Tax-havened companies bailed out while poverty doubles amid pandemic

May 12, 2020
Issue 
Funds hidden in tax havens should go to combating the global poverty outbreak that now threatens millions with starvation in the midst of the COVID-19 pandemic. Image: TRƯƠNG QUÂN/Pixabay

In the midst of the coronavirus pandemic, the world is now facing a doubling in the number of global poor. The crisis is pushing millions of people into poverty and 300,000 could die daily from hunger. These are alarming statistics.

Meanwhile, governments are now implementing huge rescue packages to save corporations in the aviation and fossil fuel industries from taking too big a hit. It is reported that businesses registered in tax havens are also now receiving huge publicly-funded bailouts from governments.

Georgetown University law professor Adam Levitin has pointed out that the latest such packages in the United States are in fact designed for “robbing taxpayers to bailout the rich”. The safety packages being rolled out in the US, according to Levitin, could amount to US$4.25 trillion, with “virtually none” of the funds going to small businesses.

The Tax Justice Network (TJN) describes the US bailouts as a “corporate coup”, reshaping the economy in the interest of the rich.

According to the TJN, governments could potentially tap into the vast amounts of wealth hidden offshore, if the political will exists. “There’s some [US]$8 trillion–35 trillion or so sitting offshore, depending on how broadly this is measured, which can certainly be tapped…

“We must never forget that while all countries are victims of offshore chicanery, lower-income countries are the worst hit, as dictators and oligarchs loot national treasuries and sew up their economies into private fiefdoms, then transfer their ill-gotten gains overseas and stash it offshore.”

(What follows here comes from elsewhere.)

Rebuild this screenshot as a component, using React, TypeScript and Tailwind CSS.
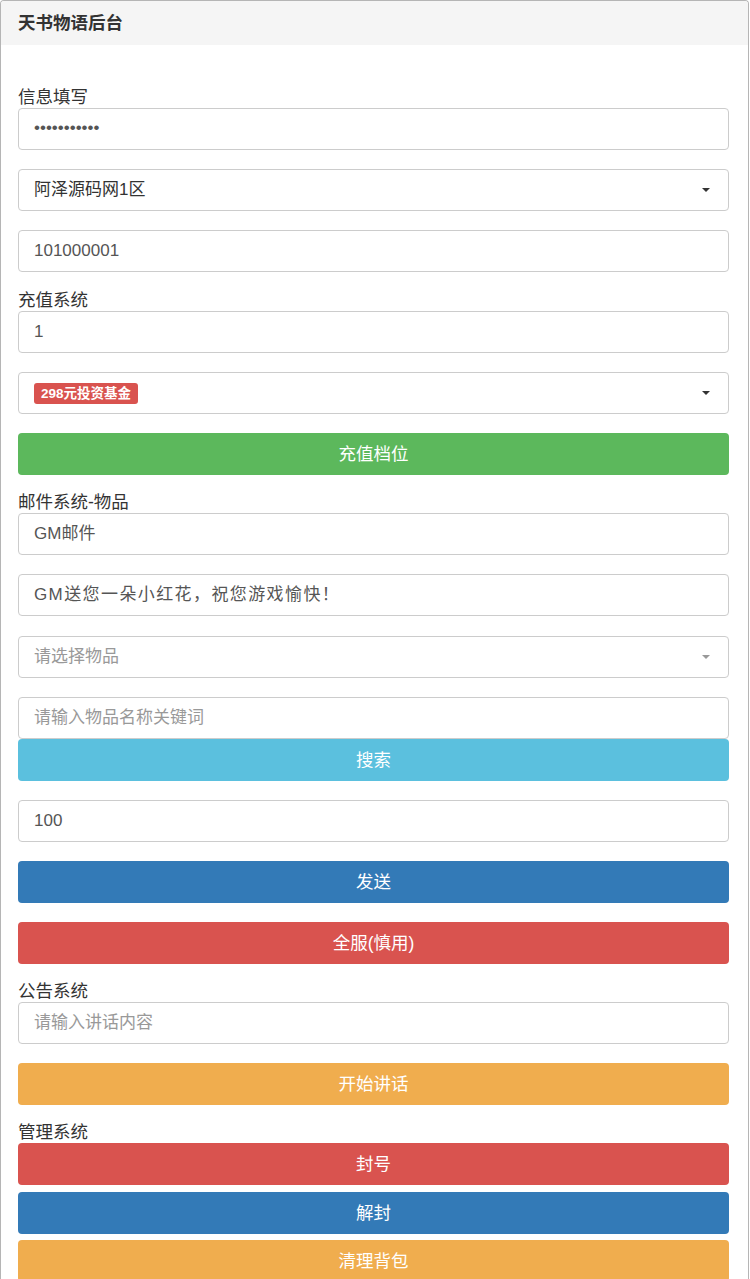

The OECD countries, the G20 group and many nations are now widely accepting this possibility.

However, Britain has been enabling these tax havens and appears likely to continue.

Several countries such as France, Poland and Denmark, are reportedly ruling out any COVID-19 bailouts for tax-havened companies — news that ought to trickle down fast to the rest of the world’s politicians.

More can and should be done. Not merely halting bailouts to big business with tax payer money, but taking back money that has been stolen from tax payers.

About 10% of global wealth from taxes is said to land in offshore tax havens.

These funds should go to combating the global poverty outbreak that now threatens millions with starvation this year, amidst the coronavirus crisis.

The problem with so-called “tax havens” is how countries continue to exist with low or no taxation of the rich and wealthy corporations.

Basic incomes for all, ensuring the global poor come out of poverty and tapping into tax havens ought to be on world leaders' agendas now.

However, such measures are seen as “drastic”, and are unlikely to happen without pressure from below.

While these are not long-term solutions to our corrupt global landscape and could be seen as just temporary “remedies” for the poverty capitalism causes, the global humanitarian crisis warned about by Oxfam, the United Nations, the World Bank and other global actors can and should still be prevented. There is no financial reason for governments not to act now.